Unlike wire-in-the-head, books and websites have a language, a set of sounds or symbols common to different people, which are associated with particular things or actions by repeated usage. In order to use the wire-in-the-head, you'd have to develop a neuronal language which allowed you to make sense of the assault of impulses from the wire. Your brain isn't set up to deal with this sort of input: whatever comes out of the neuronal feed surely won't be in the form of words.

"Consciousness can be seen as flowing freely through all manner of different media. We tend to identify our brains as its centre only because in our brains thoughts can interact with one another, recombine, produce new thoughts, so much more rapidly than anywhere else."
Flowing like ketchup... uh, sorry, my mind was wandering. There seems to be a confusion here between the cargo and the ship. The media enable information to travel safely from one place to another, but it only becomes thought once unpacked at the destination. What kind of thought, depends on who is doing the unpacking. "Consciousness flowing" is a fine metaphor, but no more than a metaphor.

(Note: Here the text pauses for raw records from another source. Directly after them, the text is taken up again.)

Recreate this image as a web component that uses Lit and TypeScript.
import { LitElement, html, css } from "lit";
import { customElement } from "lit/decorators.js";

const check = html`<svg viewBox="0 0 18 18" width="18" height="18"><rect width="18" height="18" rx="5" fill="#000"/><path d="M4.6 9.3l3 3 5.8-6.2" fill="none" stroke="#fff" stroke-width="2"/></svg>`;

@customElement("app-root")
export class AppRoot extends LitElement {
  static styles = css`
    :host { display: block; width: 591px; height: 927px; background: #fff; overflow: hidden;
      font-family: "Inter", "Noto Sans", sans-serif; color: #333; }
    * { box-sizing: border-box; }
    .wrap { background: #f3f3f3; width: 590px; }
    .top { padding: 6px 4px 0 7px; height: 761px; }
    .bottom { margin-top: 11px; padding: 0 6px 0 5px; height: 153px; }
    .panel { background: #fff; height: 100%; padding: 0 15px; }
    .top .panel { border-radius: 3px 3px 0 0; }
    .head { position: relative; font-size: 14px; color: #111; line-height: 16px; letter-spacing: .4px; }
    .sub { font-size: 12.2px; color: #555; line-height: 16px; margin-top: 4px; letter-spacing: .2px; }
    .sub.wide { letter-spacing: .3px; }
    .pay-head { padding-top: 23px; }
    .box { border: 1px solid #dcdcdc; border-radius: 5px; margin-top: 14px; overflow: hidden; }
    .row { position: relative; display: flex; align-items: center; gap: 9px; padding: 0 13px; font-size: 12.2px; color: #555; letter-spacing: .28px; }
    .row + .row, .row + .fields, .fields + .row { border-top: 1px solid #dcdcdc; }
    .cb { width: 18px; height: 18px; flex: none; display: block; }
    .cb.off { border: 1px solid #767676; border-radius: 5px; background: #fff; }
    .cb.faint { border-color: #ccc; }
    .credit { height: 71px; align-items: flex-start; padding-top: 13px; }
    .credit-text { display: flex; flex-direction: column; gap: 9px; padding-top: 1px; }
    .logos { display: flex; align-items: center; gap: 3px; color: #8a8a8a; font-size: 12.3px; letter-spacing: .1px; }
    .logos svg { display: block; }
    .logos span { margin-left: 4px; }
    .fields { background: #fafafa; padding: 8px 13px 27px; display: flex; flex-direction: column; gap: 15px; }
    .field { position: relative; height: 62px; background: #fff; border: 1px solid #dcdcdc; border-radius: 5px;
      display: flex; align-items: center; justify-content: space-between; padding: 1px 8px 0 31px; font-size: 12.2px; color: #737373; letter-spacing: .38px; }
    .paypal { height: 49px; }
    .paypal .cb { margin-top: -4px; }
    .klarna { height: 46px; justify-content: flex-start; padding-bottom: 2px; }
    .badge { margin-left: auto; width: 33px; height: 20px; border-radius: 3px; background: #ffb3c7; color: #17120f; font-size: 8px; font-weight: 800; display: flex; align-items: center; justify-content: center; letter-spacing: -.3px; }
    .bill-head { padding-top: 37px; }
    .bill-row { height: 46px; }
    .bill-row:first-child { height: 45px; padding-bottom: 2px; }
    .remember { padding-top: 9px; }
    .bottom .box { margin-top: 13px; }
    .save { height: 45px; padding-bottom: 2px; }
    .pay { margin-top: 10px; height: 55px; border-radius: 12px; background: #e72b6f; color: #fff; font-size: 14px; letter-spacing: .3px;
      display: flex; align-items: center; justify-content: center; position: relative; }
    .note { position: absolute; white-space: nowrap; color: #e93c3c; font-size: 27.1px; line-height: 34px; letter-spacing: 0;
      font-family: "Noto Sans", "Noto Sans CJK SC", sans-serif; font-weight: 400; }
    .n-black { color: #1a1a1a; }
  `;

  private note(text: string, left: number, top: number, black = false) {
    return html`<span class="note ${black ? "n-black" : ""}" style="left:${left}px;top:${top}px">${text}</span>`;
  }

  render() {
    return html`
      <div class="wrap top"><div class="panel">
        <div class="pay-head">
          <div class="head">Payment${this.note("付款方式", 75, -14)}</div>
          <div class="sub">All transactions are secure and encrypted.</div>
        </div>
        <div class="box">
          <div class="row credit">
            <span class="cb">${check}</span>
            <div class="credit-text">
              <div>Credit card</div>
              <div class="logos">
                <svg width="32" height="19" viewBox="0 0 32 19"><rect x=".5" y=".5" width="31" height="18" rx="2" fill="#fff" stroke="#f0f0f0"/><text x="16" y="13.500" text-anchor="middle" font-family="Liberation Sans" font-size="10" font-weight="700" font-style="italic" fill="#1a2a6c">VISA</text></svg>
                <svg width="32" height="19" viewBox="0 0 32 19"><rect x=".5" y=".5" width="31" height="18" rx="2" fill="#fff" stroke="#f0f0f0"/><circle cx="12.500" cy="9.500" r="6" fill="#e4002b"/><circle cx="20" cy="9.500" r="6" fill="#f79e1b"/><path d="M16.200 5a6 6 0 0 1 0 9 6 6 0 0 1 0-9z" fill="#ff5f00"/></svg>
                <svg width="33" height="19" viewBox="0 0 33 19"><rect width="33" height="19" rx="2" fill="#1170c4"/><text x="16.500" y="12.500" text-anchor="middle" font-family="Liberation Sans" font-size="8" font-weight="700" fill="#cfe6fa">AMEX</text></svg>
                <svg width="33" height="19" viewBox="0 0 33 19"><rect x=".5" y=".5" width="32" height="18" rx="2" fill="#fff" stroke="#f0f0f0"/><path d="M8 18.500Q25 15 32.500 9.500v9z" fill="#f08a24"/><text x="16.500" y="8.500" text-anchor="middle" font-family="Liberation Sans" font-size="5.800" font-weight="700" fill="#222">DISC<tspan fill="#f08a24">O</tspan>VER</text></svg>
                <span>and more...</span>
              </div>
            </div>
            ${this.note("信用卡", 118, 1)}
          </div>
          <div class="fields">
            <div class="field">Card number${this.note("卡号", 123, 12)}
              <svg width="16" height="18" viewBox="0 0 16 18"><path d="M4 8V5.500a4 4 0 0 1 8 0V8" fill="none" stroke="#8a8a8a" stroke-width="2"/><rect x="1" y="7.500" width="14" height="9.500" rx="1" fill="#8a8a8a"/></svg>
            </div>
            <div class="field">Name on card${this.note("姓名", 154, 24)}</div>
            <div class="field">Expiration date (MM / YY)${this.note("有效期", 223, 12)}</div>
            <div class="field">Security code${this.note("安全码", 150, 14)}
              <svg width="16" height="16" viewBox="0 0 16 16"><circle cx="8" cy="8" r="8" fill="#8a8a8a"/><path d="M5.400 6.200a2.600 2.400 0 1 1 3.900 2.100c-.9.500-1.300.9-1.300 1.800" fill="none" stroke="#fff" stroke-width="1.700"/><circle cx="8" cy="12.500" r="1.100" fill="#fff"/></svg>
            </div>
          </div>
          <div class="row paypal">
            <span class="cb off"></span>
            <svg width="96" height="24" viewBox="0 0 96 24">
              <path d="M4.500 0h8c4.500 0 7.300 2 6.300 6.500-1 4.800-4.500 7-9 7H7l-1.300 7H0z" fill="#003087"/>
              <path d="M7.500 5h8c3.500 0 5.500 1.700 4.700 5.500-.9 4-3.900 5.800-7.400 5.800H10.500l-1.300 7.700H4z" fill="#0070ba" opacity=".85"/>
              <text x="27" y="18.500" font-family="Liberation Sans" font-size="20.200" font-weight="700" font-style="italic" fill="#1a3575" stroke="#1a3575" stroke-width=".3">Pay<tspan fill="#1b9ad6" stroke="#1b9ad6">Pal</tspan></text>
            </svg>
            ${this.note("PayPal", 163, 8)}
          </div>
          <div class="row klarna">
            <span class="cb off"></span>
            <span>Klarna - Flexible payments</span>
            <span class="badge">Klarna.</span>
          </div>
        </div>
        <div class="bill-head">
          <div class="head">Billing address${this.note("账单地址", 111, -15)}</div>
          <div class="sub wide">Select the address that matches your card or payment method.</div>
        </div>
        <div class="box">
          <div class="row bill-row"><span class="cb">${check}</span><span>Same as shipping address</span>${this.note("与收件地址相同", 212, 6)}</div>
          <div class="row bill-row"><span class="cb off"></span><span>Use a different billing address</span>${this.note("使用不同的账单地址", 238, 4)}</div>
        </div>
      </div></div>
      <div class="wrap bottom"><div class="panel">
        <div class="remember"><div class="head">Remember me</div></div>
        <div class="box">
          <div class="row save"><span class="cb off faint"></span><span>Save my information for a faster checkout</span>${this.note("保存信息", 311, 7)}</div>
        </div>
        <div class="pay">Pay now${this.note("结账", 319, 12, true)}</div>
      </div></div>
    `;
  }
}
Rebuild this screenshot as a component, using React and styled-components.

It would be great if thoughts could breed and interact while they were outside brains. Or indeed, if thoughts existed at all outside brains. Just think of it - you write down a few sentences in a notebook, then next day they've had a litter. In reality, the sentences don't even know that they're supposed to be thoughts - they just sit there until the next English-speaking human comes along. We call them thoughts because they stimulate our consciousness in interesting ways.